Rouhani has firsthand experience with this dynamic as the lead nuclear negotiator for President Khatami. In 2003, Rouhani struck a confidence building deal with the European 3 (the UK, France and Germany) to suspend enrichment and adopt the IAEA’s Additional Protocol, allowing for enhanced transparency over Iran’s nuclear program. However, when these steps failed to lead to reciprocal concessions from the West, Rouhani and Khatami were branded appeasers and the ideological Mahmoud Ahmadinejad reversed their gains and embarked on eight years of amplifying tensions with the West. If we fail to capitalize on the opening before us, we risk repeating those same mistakes.

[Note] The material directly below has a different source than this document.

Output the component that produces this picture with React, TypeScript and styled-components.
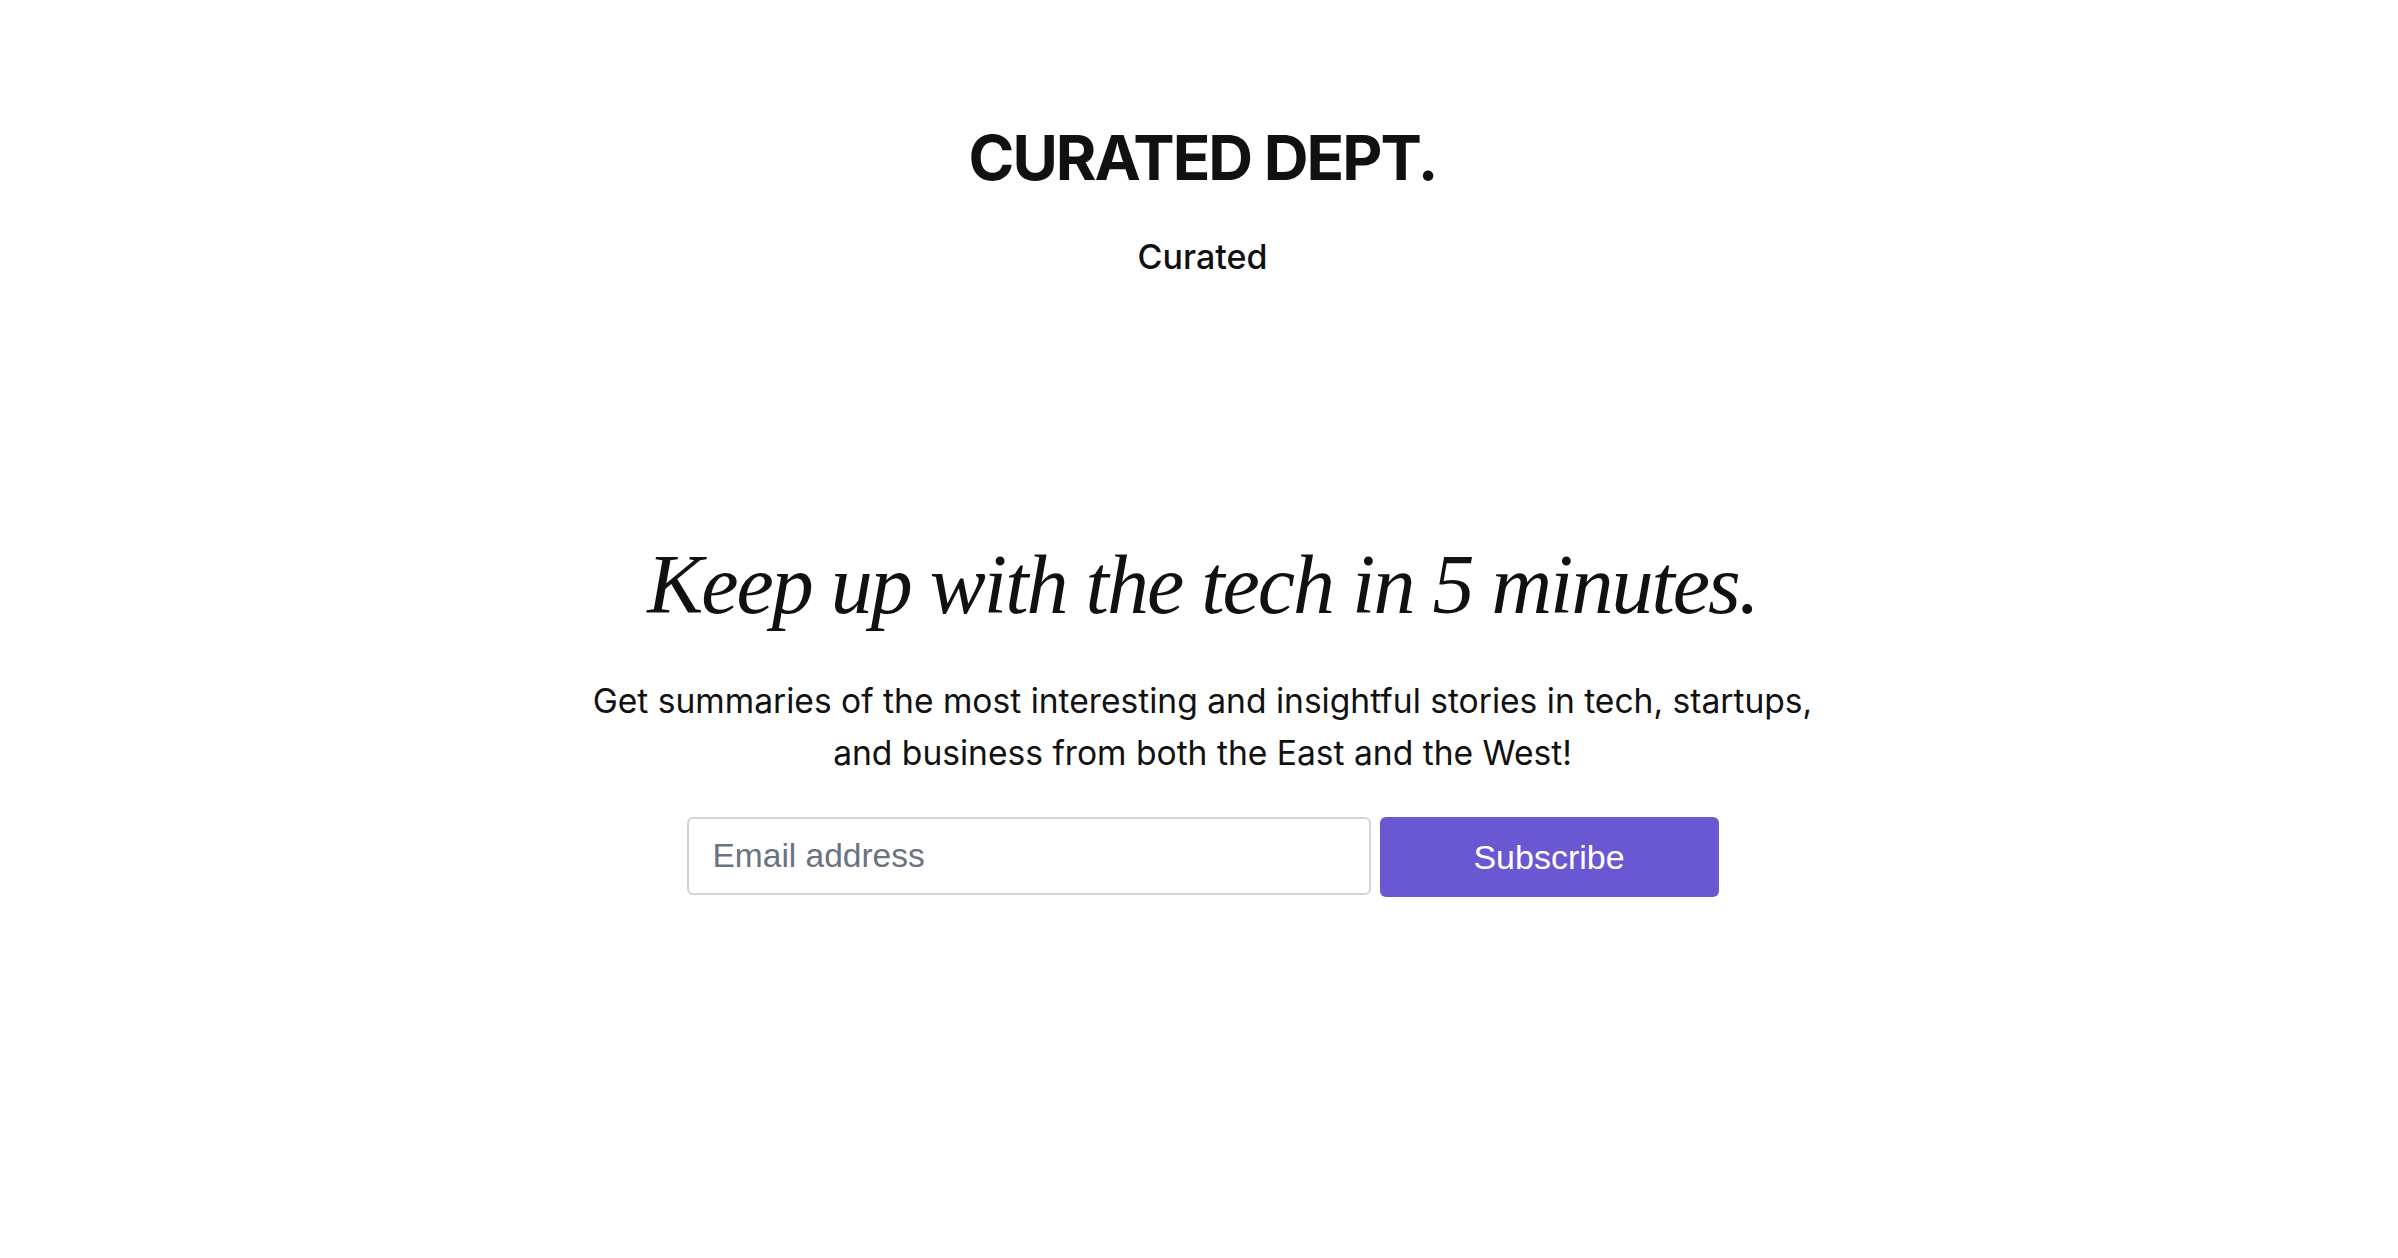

Obstacles to a deal are at least as difficult within the United States as inside Iran. Congress is set to consider a number of hostile actions that could sabotage renewed hopes for diplomacy. After the House passed a sanctions bill that would impose a virtual embargo on Iran mere days before Rouhani’s inauguration, the Senate is set to consider a companion bill in the weeks ahead. And, having failed to authorize military force against Syria, Rep.Trent Franks (R-AZ) and Sen. Lindsey Graham (R-SC) are implementing plans to introduce a war resolution against Iran. While these counterproductive measures were an easier sell before Rouhani’s inauguration (the hawkish Rep. Ileana Ros-Lehtinen (R-FL) has already declared, “I miss Ahmadinejad“), there is still significant political support in the halls of Congress for renewed sanctions and escalating military threats against Iran.

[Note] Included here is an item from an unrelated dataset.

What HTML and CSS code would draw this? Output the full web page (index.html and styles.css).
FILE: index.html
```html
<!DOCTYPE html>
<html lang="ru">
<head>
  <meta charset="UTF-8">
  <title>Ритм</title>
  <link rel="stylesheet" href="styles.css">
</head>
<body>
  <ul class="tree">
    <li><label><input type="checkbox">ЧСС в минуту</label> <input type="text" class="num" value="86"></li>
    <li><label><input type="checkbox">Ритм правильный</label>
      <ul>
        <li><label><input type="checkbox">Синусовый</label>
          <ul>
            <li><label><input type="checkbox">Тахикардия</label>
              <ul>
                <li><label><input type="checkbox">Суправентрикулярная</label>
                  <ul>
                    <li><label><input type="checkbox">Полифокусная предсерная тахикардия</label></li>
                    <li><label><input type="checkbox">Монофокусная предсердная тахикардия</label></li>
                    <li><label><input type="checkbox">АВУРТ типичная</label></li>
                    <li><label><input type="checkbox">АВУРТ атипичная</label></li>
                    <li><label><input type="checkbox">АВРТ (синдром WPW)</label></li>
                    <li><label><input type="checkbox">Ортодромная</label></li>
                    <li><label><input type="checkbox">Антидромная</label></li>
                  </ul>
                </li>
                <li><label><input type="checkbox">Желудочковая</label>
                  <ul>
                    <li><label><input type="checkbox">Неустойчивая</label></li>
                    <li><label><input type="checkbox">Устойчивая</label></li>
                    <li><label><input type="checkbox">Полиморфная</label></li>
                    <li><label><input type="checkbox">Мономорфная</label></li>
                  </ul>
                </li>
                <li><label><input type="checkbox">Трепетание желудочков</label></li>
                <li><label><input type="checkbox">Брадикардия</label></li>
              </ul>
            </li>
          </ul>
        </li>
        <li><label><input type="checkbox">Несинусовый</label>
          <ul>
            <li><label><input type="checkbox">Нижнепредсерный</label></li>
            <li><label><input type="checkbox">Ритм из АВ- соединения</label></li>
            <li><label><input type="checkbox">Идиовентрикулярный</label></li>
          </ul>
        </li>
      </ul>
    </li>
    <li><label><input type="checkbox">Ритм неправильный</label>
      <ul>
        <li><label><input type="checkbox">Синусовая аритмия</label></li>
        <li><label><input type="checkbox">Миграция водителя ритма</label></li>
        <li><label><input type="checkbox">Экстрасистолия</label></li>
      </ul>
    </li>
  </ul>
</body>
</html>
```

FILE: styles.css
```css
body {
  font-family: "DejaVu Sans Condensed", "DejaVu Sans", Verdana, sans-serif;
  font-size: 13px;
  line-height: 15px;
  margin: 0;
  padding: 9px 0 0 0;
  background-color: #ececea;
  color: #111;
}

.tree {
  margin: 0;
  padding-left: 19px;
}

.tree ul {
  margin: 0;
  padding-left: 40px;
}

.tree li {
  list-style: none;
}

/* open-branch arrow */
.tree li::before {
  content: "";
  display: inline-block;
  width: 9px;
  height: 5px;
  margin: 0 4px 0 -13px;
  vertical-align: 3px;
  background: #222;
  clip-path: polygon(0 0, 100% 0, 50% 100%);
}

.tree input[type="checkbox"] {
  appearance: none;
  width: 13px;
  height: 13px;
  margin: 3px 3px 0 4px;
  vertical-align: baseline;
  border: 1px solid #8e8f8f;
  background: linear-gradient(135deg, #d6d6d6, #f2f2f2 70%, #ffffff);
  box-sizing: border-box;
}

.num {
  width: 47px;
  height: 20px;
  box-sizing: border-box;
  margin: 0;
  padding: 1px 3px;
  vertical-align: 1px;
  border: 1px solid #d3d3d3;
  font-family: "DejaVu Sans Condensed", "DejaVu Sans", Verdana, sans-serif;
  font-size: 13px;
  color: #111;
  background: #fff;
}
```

Apart from Congressional action, President Benjamin Netanyahu and his fellow Iran war hawks are pushing a hardline stance that would render nuclear talks pointless. According to Netanyahu, Iran should be forced to abandon its entire nuclear program by halting enrichment and dismantling its nuclear facilities and centrifuges. In essence, Netanyahu’s stance is unyielding coercion, not diplomacy. Such a policy would set us on the path to war, which would make an Iranian nuclear weapon more, not less likely, given the inability of airstrikes to erase Iran’s nuclear know-how and the certainty that Iran would pursue a nuclear weapon to deter future strikes.

In spite of the pressure campaign against Iran, which has played into the Iranian hardliners’ belief that the United States is interested in regime change and not diplomacy, Rouhani’s election has presented us with another opportunity to resolve the nuclear impasse. But each side will need to invest significant political capital to head off hardliners and strike a nuclear deal while the iron is hot. For Rouhani, the longer he can hold the diplomatic window open, the greater the likelihood that he can deliver on his campaign promises. This will take deft maneuvering and even more political capital to satisfy the right people within Iran’s political establishment. But the success of his presidency is intrinsically tied to rapid success on the nuclear issue. On the American side, success means putting significant sanctions relief on the table immediately — including on oil and financial sanctions, clarifying the endgame with Iran, and taking immediate action to reciprocate Rouhani’s flexible stance. For example, the Obama administration’s lifting of sanctions on humanitarian work and sports exchanges with Iran should be followed up with additional measures to ease the plight of sanctions on Iranians.

This week could represent a fundamental change in the course of U.S.-Iran relations. Or it could represent a point of no return, a missed opportunity on the path toward war when leaders overlooked a critical opportunity to shift relations in a positive course. Let’s hope they take advantage of this critical moment.